10 Juin 2013
June 10, 2013
Major challenges ahead for decommissioning
The flexibility in the latest timetable reflects possible unforeseen factors that may hamper the overall removal process of spent nuclear fuel.
The entire decommissioning process of the reactors at the Fukushima Daiichi plant is marred with uncertainties.
Removing melted nuclear fuel remains one of the most daunting tasks of all, as it presents an unprecedentedly difficult undertaking.
The Three Mile Island nuclear power plant in the US experienced a meltdown in 1979, but the melted fuel remained within the reactor core.
In the Fukushima case, the melted fuel rods ate through the reactor cores.
TEPCO still does not know the exact position of the molten fuel in the containment vessels.

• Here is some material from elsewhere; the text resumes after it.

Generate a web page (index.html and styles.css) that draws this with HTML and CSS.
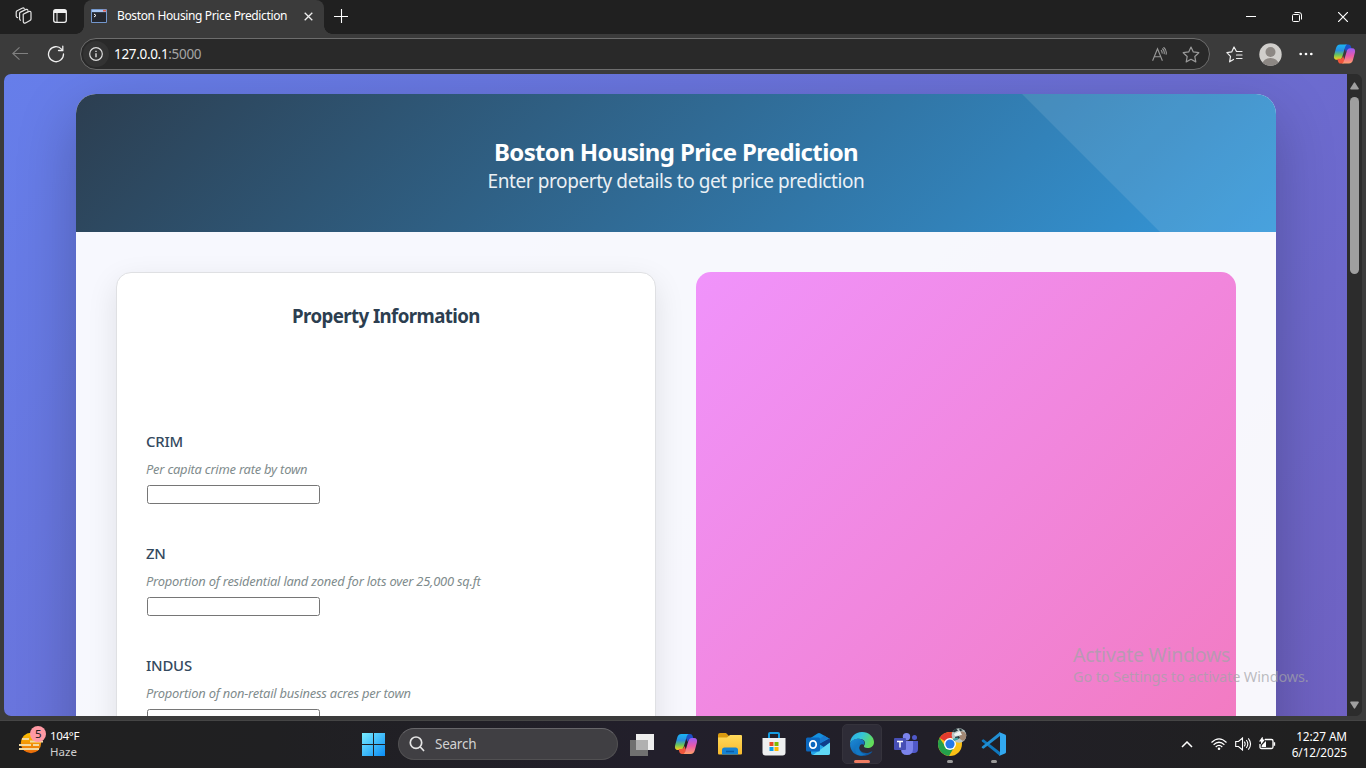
FILE: index.html
```html
<!DOCTYPE html>
<html lang="en">
<head>
<meta charset="utf-8">
<title>Boston Housing Price Prediction</title>
<link rel="stylesheet" href="styles.css">
</head>
<body>
<svg class="defs" width="0" height="0" aria-hidden="true">
  <defs>
    <linearGradient id="cpA" x1="0" y1="0" x2="0" y2="1"><stop offset="0" stop-color="#18b5f5"/><stop offset=".4" stop-color="#2b8fe0"/><stop offset=".68" stop-color="#6ac45a"/><stop offset="1" stop-color="#ffd21c"/></linearGradient>
    <linearGradient id="cpB" x1="0" y1="0" x2="0" y2="1"><stop offset="0" stop-color="#9a5cf5"/><stop offset=".5" stop-color="#ea5aa8"/><stop offset="1" stop-color="#ffa06a"/></linearGradient>
    <linearGradient id="win" gradientUnits="userSpaceOnUse" x1="0" y1="0" x2="24" y2="24"><stop offset="0" stop-color="#7df0ff"/><stop offset="1" stop-color="#0a8cf5"/></linearGradient>
    <linearGradient id="sun" x1="0" y1="0" x2="0" y2="1"><stop offset="0" stop-color="#ffc400"/><stop offset="1" stop-color="#e8690b"/></linearGradient>
    <linearGradient id="edgeA" x1="0" y1="0" x2="1" y2=".4"><stop offset="0" stop-color="#2aa7e8"/><stop offset=".5" stop-color="#35c6d8"/><stop offset="1" stop-color="#62dc5a"/></linearGradient>
    <linearGradient id="edgeB" x1="0" y1="0" x2="1" y2="1"><stop offset="0" stop-color="#1b8bd8"/><stop offset="1" stop-color="#0b4f98"/></linearGradient>
    <linearGradient id="folder" x1="0" y1="0" x2="0" y2="1"><stop offset="0" stop-color="#ffda5c"/><stop offset="1" stop-color="#f7b92d"/></linearGradient>
    <symbol id="copilot" viewBox="0 0 24 24">
      <path fill="#1c50c8" d="M13 2h3c1.500 0 2.300.9 2.700 2.200L19.500 7H17c-2 0-2.900 1-3.500 3L12 6z"/>
      <path fill="url(#cpA)" d="M7.500 2H15c-1.300.3-1.900 1.300-2.300 2.800l-2.800 9.400C9.300 16.600 8.300 18 6 18H4c-2.700 0-3.500-2-2.900-4.500l2-7.500C3.800 3.400 5 2 7.500 2z"/>
      <path fill="#f0563c" d="M11 22H8c-1.500 0-2.300-.9-2.700-2.200L4.500 17H7c2 0 2.900-1 3.500-3l1.500 4z"/>
      <path fill="url(#cpB)" d="M16.500 22H9c1.300-.3 1.900-1.300 2.300-2.800l2.800-9.400C14.700 7.400 15.700 6 18 6h2c2.700 0 3.500 2 2.900 4.500l-2 7.500c-.7 2.600-1.900 4-4.400 4z"/>
    </symbol>
  </defs>
</svg>
<div class="screen">
  <div class="tabbar">
    <svg class="ws" width="20" height="20" viewBox="0 0 20 20" fill="none" stroke="#e6e6e6" stroke-width="1.200" stroke-linejoin="round" stroke-linecap="round"><path d="M9.200 8.200 15 5.500q2-.6 2 1.200v6.200q0 1-1 1.500l-4.500 2.500q-2 .8-2.200-1.200zM9.200 8.200l5-2.700M6.500 14.200q-.9-.3-.9-1.500V7.600q0-1 .9-1.500l5.500-2.700q1.300-.5 1.900.8M3.600 11.700q-1.400-.3-1.400-1.700V6.300q0-1 .9-1.500l5-2.600q1.600-.6 2.100.4"/></svg>
    <svg class="tabs" width="16" height="16" viewBox="0 0 16 16" fill="none" stroke="#f0f0f0" stroke-width="1.300"><rect x="1.700" y="1.700" width="12.600" height="12.600" rx="2"/><path d="M2 3.500h12" stroke-width="3"/><path d="M5 5v9" stroke-width="1"/></svg>
    <div class="tab">
      <svg width="16" height="14" viewBox="0 0 16 14"><rect width="16" height="14" rx="1" fill="#7397cd"/><path fill="#a9c6f0" d="M1 1h14v2H1z"/><path fill="#e45a4a" d="M12 .8h3v1.600h-3z"/><path fill="#24272e" d="M1 3.200h14V13H1z"/><path d="m3 5 2 1.500L3 8" fill="none" stroke="#fff"/></svg>
      <span class="tab-title">Boston Housing Price Prediction</span>
      <svg class="close" width="9" height="9" viewBox="0 0 9 9" stroke="#eee" stroke-width="1.300"><path d="m.7.7 7.600 7.600M8.300.7.700 8.300"/></svg>
    </div>
    <svg class="plus" width="14" height="14" viewBox="0 0 14 14" stroke="#fff" stroke-width="1.100"><path d="M7.500 0v14M0 7.500h14"/></svg>
    <div class="winctl">
      <svg width="10" height="10" viewBox="0 0 10 10" stroke="#fff"><path d="M0 4.500h10"/></svg>
      <svg width="10" height="10" viewBox="0 0 10 10" fill="none" stroke="#fff"><rect x=".5" y="2.500" width="7" height="7" rx="1"/><path d="M2.500.5H7q2.500 0 2.500 2.500v4.500"/></svg>
      <svg width="10" height="10" viewBox="0 0 10 10" stroke="#fff" stroke-width="1.200"><path d="m0 0 10 10M10 0 0 10"/></svg>
    </div>
  </div>

  <div class="toolbar">
    <svg class="back" width="16" height="14" viewBox="0 0 16 14" fill="none" stroke="#808080" stroke-width="1.100"><path d="M16 6.500H.8M7.500.400.800 6.500l6.700 6.100"/></svg>
    <svg class="reload" width="18" height="18" viewBox="0 0 18 18" fill="none" stroke="#eee" stroke-width="1.300" stroke-linecap="round"><path d="M14.500 4.100A7.500 7.500 0 1 0 16.500 9M15.800 1.200v4.300h-4.300"/></svg>
    <div class="address">
      <span class="info"><svg width="14" height="14" viewBox="0 0 14 14" fill="none" stroke="#ddd" stroke-width="1.200"><circle cx="7" cy="7" r="6.300"/><path d="M7 6.300v4M7 3.700v1.300" stroke-width="1.400"/></svg></span>
      <span class="url">127.0.0.1<span class="port">:5000</span></span>
      <svg class="read" width="16" height="15" viewBox="0 0 16 15" fill="none" stroke="#999" stroke-width="1.100"><path d="M.6 13.800 5.500 1.800l4.900 12M2.200 9.700h6.600M9 3.100q1.500 1.400 1 3.400M10.300 1.500q2.600 2.200 1.800 5.600M11.500.2q3.800 2.900 2.500 7.500"/></svg>
      <svg class="star" width="18" height="17" viewBox="0 0 18 17" fill="none" stroke="#999" stroke-width="1.200" stroke-linejoin="round"><path d="m9 1 2.300 4.900 5.500.8-4 3.800 1 5.400L9 13.300l-4.800 2.600 1-5.400-4-3.800 5.500-.8z"/></svg>
    </div>
    <svg class="favs" width="17" height="17" viewBox="0 0 17 17" fill="none" stroke="#eee" stroke-width="1.200" stroke-linejoin="round" stroke-linecap="round"><path d="M16 5.500h-5.500L8 1 5.700 5.900.9 6.600l3.600 3.800-.9 5.400L7.500 13.500M10.500 9H16M10.500 12.500H16"/></svg>
    <svg class="avatar" width="23" height="23" viewBox="0 0 23 23"><defs><clipPath id="av"><circle cx="11.500" cy="11.500" r="11.200"/></clipPath></defs><g clip-path="url(#av)"><path fill="#d0cecb" d="M0 0h23v23H0z"/><circle cx="11.500" cy="9" r="5" fill="#8c8783"/><ellipse cx="11.500" cy="21" rx="8" ry="6" fill="#8c8783"/></g></svg>
    <svg class="dots" width="14" height="4" viewBox="0 0 14 4" fill="#fff"><circle cx="1.700" cy="2" r="1.350"/><circle cx="7" cy="2" r="1.350"/><circle cx="12.300" cy="2" r="1.350"/></svg>
    <svg class="cop" width="23" height="24"><use href="#copilot" width="23" height="24"/></svg>
  </div>

  <div class="viewport">
    <div class="page">
      <div class="container">
        <div class="header">
          <h1>Boston Housing Price Prediction</h1>
          <p>Enter property details to get price prediction</p>
        </div>
        <div class="columns">
          <div class="card">
            <h2>Property Information</h2>
            <div class="field"><label class="name">CRIM</label><span class="hint">Per capita crime rate by town</span><input class="box"></div>
            <div class="field"><label class="name">ZN</label><span class="hint">Proportion of residential land zoned for lots over 25,000 sq.ft</span><input class="box"></div>
            <div class="field"><label class="name">INDUS</label><span class="hint">Proportion of non-retail business acres per town</span><input class="box"></div>
          </div>
          <div class="result"></div>
        </div>
      </div>
    </div>
    <div class="scrollbar">
      <svg width="9" height="8" viewBox="0 0 9 8" fill="#9f9f9f"><path d="M3.700.9q.8-1.200 1.600 0l3.500 5.500Q9 7.500 8 7.500H1Q0 7.500.2 6.400z"/></svg>
      <div class="thumb"></div>
      <svg class="down" width="9" height="8" viewBox="0 0 9 8" fill="#9f9f9f"><path d="M3.700 7.100q.8 1.200 1.600 0l3.500-5.500Q9 .5 8 .5H1Q0 .5.200 1.600z"/></svg>
    </div>
  </div>

  <div class="taskbar">
    <div class="weather">
      <svg width="28" height="28" viewBox="0 0 28 28"><circle cx="13" cy="17" r="10.200" fill="url(#sun)"/><path d="M4 13h7M12 15.500h13M1 19h12M15 19h6M1 23h20" stroke="#f3d9a0" stroke-width="2"/><circle cx="20" cy="8" r="8" fill="#ff99a4"/><text x="20.300" y="12.200" text-anchor="middle" class="badge">5</text></svg>
      <div class="wtext"><span class="temp">104°F</span><span class="haze">Haze</span></div>
    </div>
    <div class="apps">
      <div class="app"><svg width="24" height="24" viewBox="0 0 24 24" fill="url(#win)"><path d="M1 1h11v11H1zM13 1h11v11H13zM1 13h11v11H1zM13 13h11v11H13z"/></svg></div>
      <div class="search"><svg width="16" height="16" viewBox="0 0 16 16" fill="none" stroke="#e4e4e4" stroke-width="1.700" stroke-linecap="round"><circle cx="7" cy="6.700" r="5.700"/><path d="m11.300 11 3.300 3.500"/></svg><span>Search</span></div>
      <div class="app tv"><svg width="26" height="24" viewBox="0 0 26 24"><path fill="#eee" d="M7 2h18v16H7z"/><path fill="#707070" d="M1 8h18v16H1z"/><path fill="#b0b0b0" d="M7 8h12v10H7z"/></svg></div>
      <div class="app"><svg width="24" height="24"><use href="#copilot" width="24" height="24"/></svg></div>
      <div class="app"><svg width="26" height="24" viewBox="0 0 26 24"><path fill="#d99a10" d="M1 3q0-2 2-2h6l3 3v5H1z"/><path fill="url(#folder)" d="M1 5.500h9L13 3h11q1 0 1 1v17.500q0 1-1 1H2q-1 0-1-1z"/><path fill="#1683d3" d="M5 22.500V18q0-2.500 2.500-2.500h11Q21 15.500 21 18v4.500z"/><path stroke="#0a5ba5" stroke-width="1.500" d="M9 19.500h8"/></svg></div>
      <div class="app"><svg width="24" height="24" viewBox="0 0 24 24"><path d="M7 7V2q0-1 1-1h8q1 0 1 1v5" fill="none" stroke="#159be0" stroke-width="2"/><path fill="#eeeff0" d="M.5 6h23v14.500q0 3-3 3h-17q-3 0-3-3z"/><path fill="#e84a25" d="M7.500 10h4v4h-4z"/><path fill="#7fba00" d="M12.500 10h4v4h-4z"/><path fill="#0a9fe9" d="M7.500 15h4v4h-4z"/><path fill="#fbb900" d="M12.500 15h4v4h-4z"/></svg></div>
      <div class="app"><svg width="26" height="24" viewBox="0 0 26 24"><path fill="#1490df" d="M4 7 12.500 1.500q1.500-.9 3 0L25 7v5H4z"/><path fill="#0f3f8c" d="M14 12 25 6v6l-6 4z"/><path fill="#1a79d0" d="M6 6l8 6 9-6-4-2.500L12 9z"/><path fill="#22a5ea" d="M6 12h8l5 3 6-4v10q0 2-2 2H8q-2 0-2-2z"/><path fill="#5fd8f5" d="M8 23 25 10.500V21q0 2-2 2z"/><rect x="1" y="5.500" width="14" height="14" rx="1.500" fill="#0b67be"/><ellipse cx="8" cy="12.500" rx="3.200" ry="3.600" fill="none" stroke="#fff" stroke-width="1.800"/></svg></div>
      <div class="app active"><svg width="26" height="26" viewBox="0 0 26 26"><path fill="url(#edgeA)" d="M1 13C1 6 6 1 13 1s12 5 12 10c0 4-3 6-6.500 6-3 0-4-1-3.500-2.200 2.800-3.700-.5-7-5-7C6 7.800 2 10 1 13z"/><path fill="url(#edgeB)" d="M1 13c1-3.500 4.500-5.200 8.500-5.200 4.300 0 7 2.900 5.700 6.200-1.200-1.400-3.700-1-4.700 1.100-1.500 3.600 2.300 7.300 7 7 2 0 3.700-.8 5-1.600.6-.3 1 .1.600.6C21 24 17.500 25 13 25 6 25 1 20 1 13z"/><path fill="#1278c4" d="M10.500 15c-2 4.800 2.700 9 7 7.500-3 2.500-11 3.500-11.300-3.500-.1-3 2-5.700 4-7.300z"/></svg></div>
      <div class="app"><svg width="26" height="24" viewBox="0 0 26 24"><circle cx="13.500" cy="4.800" r="3.700" fill="#7b83eb"/><circle cx="21.500" cy="5.500" r="2.500" fill="#5059c9"/><path fill="#5059c9" d="M17 9h8v8q0 4-4 4h-4z"/><path fill="#7b83eb" d="M8 9h12v8q0 6-6 6t-6-6z"/><rect x="1" y="6" width="12" height="12" rx="1" fill="#474fb5"/><path fill="none" stroke="#fff" stroke-width="1.500" d="M4 9.500h6M7 9.500v6"/></svg></div>
      <div class="app run chrome"><svg width="30" height="30" viewBox="0 0 30 30"><circle cx="13" cy="17" r="12" fill="#fbc116"/><path fill="#e33b2e" d="M2.600 11A12 12 0 0 1 23.400 11H13v6z"/><path fill="#23a04b" d="M2.600 11A12 12 0 0 0 12 29l5.500-9.500L8 19z"/><circle cx="13" cy="17" r="6" fill="#fff"/><circle cx="13" cy="17" r="4.600" fill="#2678e8"/><circle cx="22" cy="8.500" r="7.300" fill="#b9c6c5"/><path fill="#a18673" d="M22 5q5-2 7 2 1 5-3 7l-3-2z"/><path fill="#26363a" d="m15.500 4 3.500-2.500 2 2-4 2zM22 1.500l4 1.500-3 1.500zM18 10l4-1 1 2-4 2z"/><path fill="#eef3f1" d="m17 7 6-3 2 4-7 1z"/><path fill="#3aa3a5" d="m15.500 12 5-1.500 1 1.500-4 2z"/></svg></div>
      <div class="app run vs"><svg width="26" height="26" viewBox="0 0 26 26"><path fill="#0f78be" d="M2.500 8.300 19 21v4L1 10.500q-.7-.7 0-1.400z"/><path fill="#218fd3" d="M2.500 17.700 19 5V1L1 15.500q-.7.700 0 1.400z"/><path fill="#32a8ef" d="m18 1 6 2.500q1 .4 1 1.500v16q0 1-1 1.500L18 25q1-.4 1-2V3q0-1.600-1-2z"/></svg></div>
    </div>
    <div class="tray">
      <svg class="chev" width="12" height="7" viewBox="0 0 12 7" fill="none" stroke="#fff" stroke-width="1.500"><path d="m1 6 5-5 5 5"/></svg>
      <svg class="wifi" width="16" height="13" viewBox="0 0 16 13" fill="none" stroke="#fff" stroke-width="1.200"><path d="M.5 4.500q7.500-7.200 15 0M2.600 6.800q5.400-5.100 10.800 0M4.700 9q3.300-3.100 6.600 0"/><circle cx="8" cy="10.800" r="1.300" fill="#fff" stroke="none"/></svg>
      <svg class="vol" width="17" height="14" viewBox="0 0 17 14" fill="none" stroke="#fff" stroke-width="1.100"><path d="M.7 4.500h2.800L7.500 1v12L3.500 9.500H.7zM9.300 4.700q1.700 2.300 0 4.600M11.300 3q3 4 0 8M13.300 1.300q4.500 5.700 0 11.400"/></svg>
      <svg class="bat" width="17" height="14" viewBox="0 0 17 14"><path d="M6 2.500h6.500q1.500 0 1.500 1.500v6q0 1.500-1.500 1.500h-10Q1 11.500 1 10V7M15.500 5.300v3.400" fill="none" stroke="#fff" stroke-width="1.300"/><path fill="#fff" d="M3.500-.5 0 4.500h2v3l4-5H4zM2.500 10l.5-2 4-4v6z"/></svg>
      <div class="clock"><span class="time">12:27 AM</span><span class="date">6/12/2025</span></div>
    </div>
  </div>

  <div class="watermark"><div class="wm1">Activate Windows</div><div class="wm2">Go to Settings to activate Windows.</div></div>
</div>
</body>
</html>
```

FILE: styles.css
```css
* { box-sizing: border-box; margin: 0; padding: 0; }
body { width: 1366px; height: 768px; overflow: hidden; font-family: "Noto Sans", "Open Sans", sans-serif; }
svg { display: block; flex: none; }
.defs { position: absolute; }
.screen { position: relative; width: 1366px; height: 768px; display: flex; flex-direction: column; background: #3b3b3b; overflow: hidden; white-space: nowrap; }

/* tab strip */
.tabbar { height: 34px; background: #202020; display: flex; align-items: center; flex: none; }
.ws { margin-left: 14px; margin-top: -3px; }
.tabs { margin-left: 18px; margin-top: -2px; }
.tab { position: relative; width: 240px; height: 34px; margin-left: 16px; padding: 0 10px 2px 7px; background: #3b3b3b; border-radius: 8px 8px 0 0; display: flex; align-items: center; }
.tab::before, .tab::after { content: ""; position: absolute; bottom: 0; width: 8px; height: 8px; }
.tab::before { left: -8px; background: radial-gradient(circle at 0 0, #202020 7.500px, #3b3b3b 8px); }
.tab::after { right: -8px; background: radial-gradient(circle at 100% 0, #202020 7.500px, #3b3b3b 8px); }
.tab-title { width: 178px; margin-left: 10px; padding-bottom: 1px; font-size: 12px; letter-spacing: -.36px; color: #fff; }
.close { margin-left: 9px; }
.plus { margin-left: 10px; margin-top: -3px; }
.winctl { margin-left: auto; display: flex; gap: 36px; padding-right: 18px; }

/* toolbar */
.toolbar { height: 40px; display: flex; align-items: center; flex: none; background: #3b3b3b; }
.back { margin-left: 12px; }
.reload { margin-left: 19px; }
.address { width: 1130px; height: 32px; margin-left: 15px; padding: 0 9px 0 2px; border: 1px solid #6d6d6d; border-radius: 16px; background: #292929; display: flex; align-items: center; }
.info { width: 26px; height: 26px; border-radius: 50%; background: #333; display: flex; align-items: center; justify-content: center; }
.url { margin-left: 5px; font-size: 13.500px; letter-spacing: -.32px; color: #fff; }
.port { color: #a5a5a5; }
.read { margin-left: auto; }
.star { margin-left: 14px; }
.favs { margin-left: 16px; }
.avatar { margin-left: 16px; }
.dots { margin-left: 17px; }
.cop { margin-left: 20px; }

/* page viewport */
.viewport { height: 642px; margin: 0 4px; border-radius: 7px; overflow: hidden; display: flex; flex: none; background: #2c2c2c; }
.page { width: 1343px; height: 2200px; padding: 20px 71px 20px 72px; background: linear-gradient(135deg, #667eea 0%, #764ba2 100%); flex: none; }
.container { width: 1200px; height: 2160px; border-radius: 20px; overflow: hidden; background: rgba(255,255,255,.95); box-shadow: 0 20px 60px rgba(0,0,0,.24); }
.header { position: relative; height: 138px; padding-top: 40px; background: linear-gradient(135deg, #2c3e50, #3498db); text-align: center; color: #fff; }
.header::after { content: ""; position: absolute; inset: 0; background: rgba(255,255,255,.1); clip-path: polygon(946px 0, 100% 0, 100% 100%, 1084px 100%); }
.header h1 { font-size: 24px; line-height: 35px; font-weight: 700; letter-spacing: -.63px; }
.header p { font-size: 19px; line-height: 24px; letter-spacing: -.42px; opacity: .9; }
.columns { display: grid; grid-template-columns: 1fr 1fr; gap: 40px; padding: 40px; height: 2022px; }
.card { padding: 28px 29px; border: 1px solid #dfe0e3; border-radius: 15px; background: #fff; box-shadow: 0 10px 30px rgba(0,0,0,.1); }
.card h2 { height: 131px; font-size: 18.700px; line-height: 30px; font-weight: 700; letter-spacing: -.6px; color: #2c3e50; text-align: center; }
.field { height: 112px; display: flex; flex-direction: column; align-items: flex-start; }
.name { height: 27px; line-height: 19px; font-size: 14.900px; font-weight: 500; letter-spacing: -.2px; color: #34495e; }
.hint { height: 26px; line-height: 20px; font-size: 12.900px; font-style: italic; letter-spacing: -.21px; color: #7f8c8d; }
.box { width: 173px; height: 19px; margin-left: 1px; border: 1px solid #767676; border-radius: 2.500px; background: #fff; }
.result { border-radius: 15px; background: linear-gradient(135deg, #f093fb 0%, #f5576c 100%); }
.scrollbar { width: 15px; display: flex; flex-direction: column; align-items: center; padding: 8px 0 7px; background: #2c2c2c; }
.thumb { width: 9px; height: 177px; margin-top: 7px; border-radius: 5px; background: #9f9f9f; }
.down { margin-top: auto; }

/* taskbar */
.taskbar { height: 48px; margin-top: 4px; border-top: 1px solid #454545; background: linear-gradient(90deg, #202020 0, #202022 20%, #221f2b 48%, #211f28 68%, #202020 95%); display: flex; flex: none; color: #fff; }
.weather { width: 351px; display: flex; padding: 5px 0 0 18px; }
.badge { font-size: 11.500px; fill: #202020; }
.wtext { margin-left: 4px; display: flex; flex-direction: column; font-size: 11.500px; line-height: 16px; letter-spacing: -.3px; padding-top: 2px; }
.haze { color: #cfcfcf; letter-spacing: 0; }
.apps { display: flex; align-items: center; height: 46px; }
.app { position: relative; width: 44px; height: 40px; display: flex; align-items: center; justify-content: center; }
.search { width: 220px; height: 32px; margin: 0 2px 0 3px; padding-left: 10px; border: 1px solid #515052; border-top-color: #67666a; border-radius: 16px; background: #403f43; display: flex; align-items: center; gap: 10px; font-size: 13.500px; letter-spacing: -.25px; color: #d2d2d2; }
.active { width: 40px; margin: 0 2px; border: 1px solid #35333c; border-radius: 5px; background: #2e2c37; }
.active::after, .run::after { content: ""; position: absolute; bottom: 1px; width: 6px; height: 3px; border-radius: 2px; background: #9a9a9a; }
.active::after { width: 16px; bottom: 0; background: #ee7c62; }
.chrome svg { margin: -5px 0 0 4px; }
.tray { margin-left: auto; display: flex; align-items: center; height: 46px; padding-right: 19px; }
.wifi { margin-left: 18px; }
.vol { margin-left: 8px; }
.bat { margin-left: 7px; }
.clock { width: 71px; padding-bottom: 1px; display: flex; flex-direction: column; align-items: flex-end; font-size: 11.800px; line-height: 16px; letter-spacing: -.08px; }

/* watermark over everything */
.watermark { position: absolute; left: 1073px; top: 642px; color: rgba(163,163,168,.72); }
.wm1 { font-size: 19.500px; line-height: 26px; letter-spacing: -.25px; }
.wm2 { font-size: 14.500px; line-height: 17px; letter-spacing: -.13px; }
```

Experts say the safest way to extract the fuel rods is to fill the containment vessels with water to hold in the radiation. But the utility has yet to identify the exact damage to the containment vessels.
Development of new technologies, such as robots and remote-controlled TV cameras to monitor the reactor buildings, is also indispensable. The timetable for the decommissioning work largely hinges on when these technologies will become available.
The use of makeshift equipment at the plant has resulted in a series of technological failures and unpredicted problems that have hampered the cleanup efforts.
Jun. 10, 2013 - Updated 09:46 UTC
Roadmap to decommission Fukushima reactors
The Japanese government and Tokyo Electric Power Company have decided to accelerate the removal of spent fuel rods from 2 of the reactors at the Fukushima Daiichi nuclear power plant.
Government and TEPCO officials on Monday jointly released a revised timetable aimed at eventually decommissioning all 4 reactors at the plant damaged by the 2011 March 11th earthquake and tsunami.
The revisions reflect instructions made by the industry minister to speed up the removal of damaged fuel rods.
Multiple plans have been drawn up which will allow the removal procedures at the separate reactors to begin on different dates.
The quickest plan calls for the process to begin in the first half of fiscal 2020 at the No.1 and No.2 reactors. That's 18 months earlier than previously planned.
But depending on the speed of the decontamination work at the reactors and the installment of needed equipment, more plans have been presented.
At the latest the removal work is to begin in the latter half of fiscal 2022 at the No.1 reactor, and the first half of fiscal 2024 at the No.2 reactor.
The plan for the No.3 reactor remains unchanged, with the work to begin during the latter half of fiscal 2021, at the earliest.
But the decommissioning process remains marred with challenges, as 3 of 4 reactors suffered meltdowns.
High radiation levels at the reactors have made technical advances necessary in order to decommission them, such as improving robots that can be operated remotely.
The government and TEPCO plan to officially approve the timetables before the end of the month, after hearing from local governments.